With close to Rs 30,000 crore of insurance IPOs lined up over the next few months, significant participation by foreign portfolio investors’ (FPI) is expected to take the rupee to higher levels. Five insurance companies — SBI Life Insurance, HDFC Standard Life Insurance, New India Assurance Company, General Insurance Corporation of India (GIC Re) and ICICI Lombard General Insurance — are expected to raise more than Rs 30,000 crore in the next few months.
Ashwini Kapila, managing director and head of financial institutions group at Barclays India, points out that insurance IPOs are expected to see considerable FPI interest, driven by strong prospects of the financial services sector. “The India growth story will first reflect in the financial services space and you are already seeing this in the valuations of private sector banks and NBFCs. Given the robust pipeline and strong interest in Indian equities from FPI, it is reasonable to expect insurers to attract $1.5bn of inflows via IPOs,” Kapila observes. On Monday, the rupee closed flat against the US dollar at 64.14. On a year-to-date basis, the currency has provided a return of 5.9%.

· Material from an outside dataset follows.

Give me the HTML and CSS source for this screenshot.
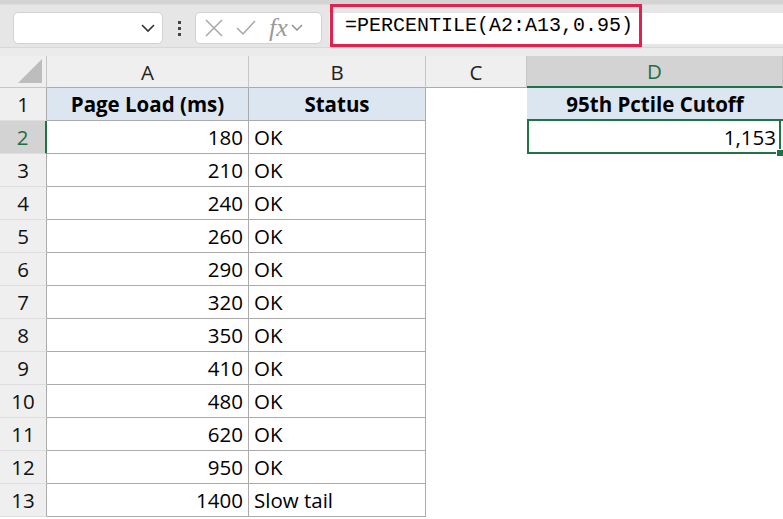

Considering that foreign investors have almost fully utilised the investment limits permitted in central government securities and corporate bonds, Indian equities could be the next route for foreign investors to have exposure to the Indian market. So far, FPIs have infused close to $19 billion into Indian debt and $7.65 billion into equities. General category FPIs have so far utilised 99.45% of the permitted limit of Rs 1.87 lakh crore in central government securities while long-term FPIs have utilised 84.12% of the permitted Rs 54,300 crore. The limits also been almost fully utilised in the corporate bonds segment, with foreign investors having used 99.74% of the permitted limit of Rs 2.44 lakh crore. Ashish Vaidya, managing director and head of trading at DBS India, believes if global macros remain stable, rupee might hit 62-62.50 levels by December. “Given how the rupee volatility has been contained by the Reserve Bank of India over the last four-five months, we think the RBI will continue to intervene in the markets, preventing any one shot meaningful appreciation of the rupee due to any large inflows,” Vaidya said. Indeed, with the increase in FPI inflows and appreciation of the rupee, the RBI has shored up forex reserves which now stand at $393.61 billion.